Circular 9 further notes that a dispensation has been granted for institutional investors to open customer foreign currency accounts to accept foreign currency deposits emanating from the disinvestment proceeds of foreign assets, pending the reinvestment of the funds offshore.

The circular also notes that the AD Manual has been amended to outline the circumstances in which discretionary foreign assets under the management of a discretionary financial services provider may be registered in the name of the underlying retail client as the beneficial owner.

Finally, the AD Manual has been amended to outline measures that may be taken by FinSurv, as administrator of the Excon system, in respect of any deviation or non-compliance by an institutional investor with –

  • the Excon Regulations;
  • the requirements of the AD Manual;
  • specific authorities granted; and
  • any other requirements or conditions as may be stipulated from time to time by FinSurv.


Entities or persons affected by the amendments discussed in this article, in particular South African institutional investors, should take note of the amendments and ensure that they comply with them, while the Excon Regulations and the AD Manual remain in effect.
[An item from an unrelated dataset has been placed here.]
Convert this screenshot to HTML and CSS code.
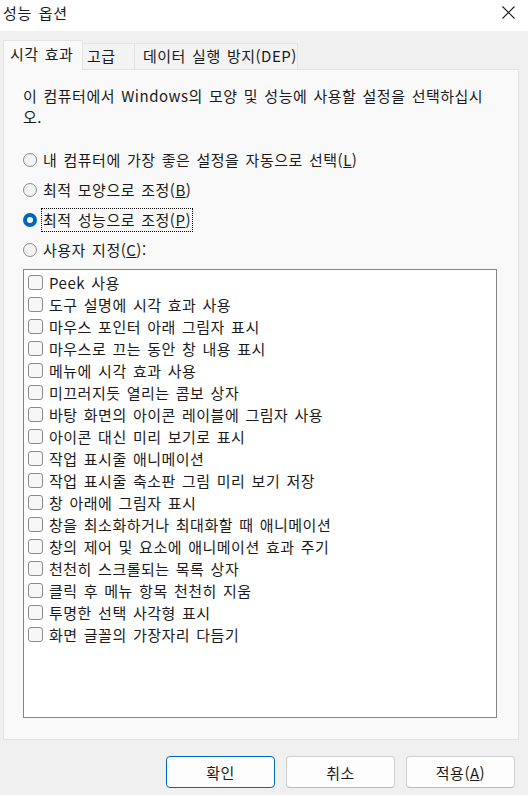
FILE: index.html
```html
<!DOCTYPE html>
<html lang="ko">
<head>
<meta charset="utf-8">
<title>성능 옵션</title>
<link rel="stylesheet" href="styles.css">
</head>
<body>
<div class="window">
  <div class="titlebar">
    <span class="title">성능 옵션</span>
    <svg class="close" width="13" height="13" viewBox="0 0 13 13"><path d="M0.5 0.5 L12.5 12.5 M12.5 0.5 L0.5 12.5" stroke="#1a1a1a" stroke-width="1.1" fill="none"/></svg>
  </div>
  <div class="tabs">
    <div class="tab active">시각 효과</div>
    <div class="tab">고급</div>
    <div class="tab">데이터 실행 방지(DEP)</div>
  </div>
  <div class="panel">
    <p class="desc">이 컴퓨터에서 Windows의 모양 및 성능에 사용할 설정을 선택하십시오.</p>
    <div class="radios">
      <div class="radio-row"><span class="radio"></span><span class="rlabel">내 컴퓨터에 가장 좋은 설정을 자동으로 선택(<u>L</u>)</span></div>
      <div class="radio-row"><span class="radio"></span><span class="rlabel">최적 모양으로 조정(<u>B</u>)</span></div>
      <div class="radio-row"><span class="radio checked"></span><span class="rlabel focus">최적 성능으로 조정(<u>P</u>)</span></div>
      <div class="radio-row"><span class="radio"></span><span class="rlabel">사용자 지정(<u>C</u>):</span></div>
    </div>
    <div class="list">
      <div class="item"><span class="box"></span>Peek 사용</div>
      <div class="item"><span class="box"></span>도구 설명에 시각 효과 사용</div>
      <div class="item"><span class="box"></span>마우스 포인터 아래 그림자 표시</div>
      <div class="item"><span class="box"></span>마우스로 끄는 동안 창 내용 표시</div>
      <div class="item"><span class="box"></span>메뉴에 시각 효과 사용</div>
      <div class="item"><span class="box"></span>미끄러지듯 열리는 콤보 상자</div>
      <div class="item"><span class="box"></span>바탕 화면의 아이콘 레이블에 그림자 사용</div>
      <div class="item"><span class="box"></span>아이콘 대신 미리 보기로 표시</div>
      <div class="item"><span class="box"></span>작업 표시줄 애니메이션</div>
      <div class="item"><span class="box"></span>작업 표시줄 축소판 그림 미리 보기 저장</div>
      <div class="item"><span class="box"></span>창 아래에 그림자 표시</div>
      <div class="item"><span class="box"></span>창을 최소화하거나 최대화할 때 애니메이션</div>
      <div class="item"><span class="box"></span>창의 제어 및 요소에 애니메이션 효과 주기</div>
      <div class="item"><span class="box"></span>천천히 스크롤되는 목록 상자</div>
      <div class="item"><span class="box"></span>클릭 후 메뉴 항목 천천히 지움</div>
      <div class="item"><span class="box"></span>투명한 선택 사각형 표시</div>
      <div class="item"><span class="box"></span>화면 글꼴의 가장자리 다듬기</div>
    </div>
  </div>
  <div class="buttons">
    <button class="btn default">확인</button>
    <button class="btn">취소</button>
    <button class="btn">적용(<u>A</u>)</button>
  </div>
</div>
</body>
</html>
```
FILE: styles.css
```css
html, body {
  margin: 0;
  padding: 0;
}
body {
  width: 528px;
  height: 795px;
  overflow: hidden;
  background: #f0f0f0;
  font-family: "Noto Sans CJK KR", "Noto Sans", sans-serif;
  font-size: 15px;
  letter-spacing: 0.5px;
  word-spacing: 1.5px;
  color: #1a1a1a;
}
.window {
  display: flex;
  flex-direction: column;
  height: 795px;
}
.titlebar {
  height: 31px;
  background: #ffffff;
  display: flex;
  align-items: center;
  justify-content: space-between;
  padding: 0 13px 0 3px;
}
.title {
  font-size: 15px;
  letter-spacing: 0.8px;
  line-height: 20px;
  margin-top: -6px;
}
.close {
  margin-top: -6px;
}
.tabs {
  display: flex;
  align-items: flex-end;
  padding: 10px 0 0 3px;
  height: 28px;
  position: relative;
  z-index: 1;
}
.tab {
  height: 26px;
  line-height: 24px;
  padding: 0 0 0 6px;
  border: 1px solid #e3e3e3;
  border-bottom: none;
  background: #f3f3f3;
  margin-left: -1px;
  box-sizing: border-box;
  white-space: nowrap;
}
.tab:nth-child(2) { width: 53px; padding-left: 4px; }
.tab:nth-child(3) { width: 164px; padding-left: 8px; }
.tab.active {
  height: 30px;
  margin-left: 0;
  margin-bottom: -1px;
  width: 80px;
  background: #f9f9f9;
  line-height: 26px;
  padding-left: 6px;
}
.panel {
  margin: 0 9px 0 3px;
  height: 671px;
  box-sizing: border-box;
  border: 1px solid #e3e3e3;
  background: #f9f9f9;
  padding: 15px 0 0 19px;
}
.desc {
  margin: 0;
  line-height: 21px;
  width: 470px;
}
.radios {
  margin-top: 18px;
  display: flex;
  flex-direction: column;
}
.radio-row {
  height: 30px;
  display: flex;
  align-items: center;
}
.radio {
  width: 14px;
  height: 14px;
  box-sizing: border-box;
  border-radius: 50%;
  border: 1px solid #8b8b8b;
  background: #f3f3f3;
  margin-right: 4px;
  flex: none;
}
.radio.checked {
  border: 4px solid #0067c0;
  background: #ffffff;
}
.rlabel {
  line-height: 22px;
  padding: 0 1px;
  border: 1px dotted transparent;
}
.rlabel.focus {
  border-color: #000000;
}
.list {
  margin-top: 4px;
  width: 474px;
  height: 449px;
  box-sizing: border-box;
  border: 1px solid #868686;
  background: #ffffff;
  padding: 1px 0 0 4px;
}
.item {
  height: 22px;
  display: flex;
  align-items: center;
}
.box {
  width: 15px;
  height: 15px;
  box-sizing: border-box;
  border: 1px solid #8b8b8b;
  border-radius: 3px;
  background: #f7f7f7;
  margin-right: 6px;
  flex: none;
}
.buttons {
  display: flex;
  justify-content: flex-end;
  gap: 11px;
  padding: 16px 13px 0 0;
}
.btn {
  width: 109px;
  height: 32px;
  box-sizing: border-box;
  border: 1px solid #d0d0d0;
  border-bottom-color: #bcbcbc;
  border-radius: 4px;
  background: #fdfdfd;
  font-family: inherit;
  font-size: 15px;
  letter-spacing: 0.5px;
  color: #1a1a1a;
  padding: 0;
}
.btn.default {
  border-color: #0067c0;
}
```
As stated in the introductory part of this article, it is unfortunately unclear for how long the Excon Regulations, read with the AD Manual, will remain in effect and exactly when they will be replaced by the capital flow management framework. While this situation is not ideal, persons would be well served to ensure that they continue complying with the existing Excon framework, including any amendments thereto. It is possible that parts of the capital flow management framework may be based on the Excon Regulations read with the AD Manual, in which case, it should be simpler for entities governed by that part of the capital flow management framework to ensure compliance.